Engineering Bioactive Dimeric Transcription Factor Analogs via Palladium Rebound Reagents
J. Am. Chem. Soc. 2021, 143, 30, 11788–11798
Muhammad Jbara, Sebastian Pomplun, Carly K. Schissel, Susana Wilson Hawken, Ann Boija, Isaac Klein, Jacob Rodriguez, Stephen L. Buchwald, and Bradley L. Pentelute*
Transcription factors (TF), such as Myc, are proteins implicated in disease pathogenesis, with dysregulation of Myc expression in 50% of all human cancers. Still, targeting Myc remains a challenge due to the lack of small molecule binding pockets in the tertiary structure. Here, we report synthetic covalently linked TF mimetics that inhibit oncogenic Myc-driven transcription by antagonistic binding of the target DNA-binding site.
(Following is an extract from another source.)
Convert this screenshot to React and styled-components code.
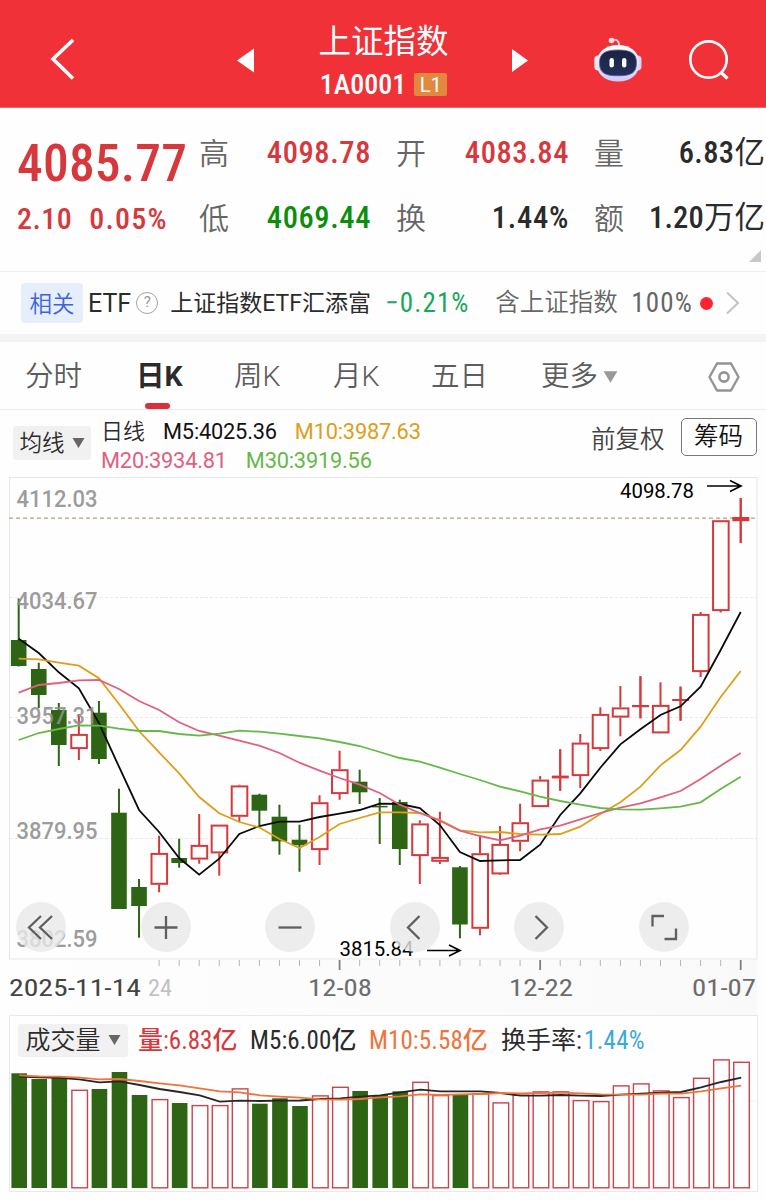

We combined automated flow peptide chemistry with palladium(II) oxidative addition complexes (OACs) to engineer covalent protein dimers derived from the DNA-binding domains of Myc, Max, and Omomyc TF analogs. Palladium-mediated cross-coupling of synthesized protein monomers resulted in milligram quantities of seven different covalent homo- and heterodimers. The covalent helical dimers were found to bind DNA and exhibited improved thermal stability. Cell-based studies revealed the Max-Max covalent dimer is cell-penetrating and interfered with Myc-dependent gene transcription resulting in reduced cancer cell proliferation (EC50 of 6 μM in HeLa). RNA sequencing and gene analysis of extracted RNA from treated cancer cells confirmed that the covalent Max-Max homodimer interferes with Myc-dependent transcription. Flow chemistry, combined with palladium(II) OACs, has enabled a practical strategy to generate new bioactive compounds to inhibit tumor cell proliferation.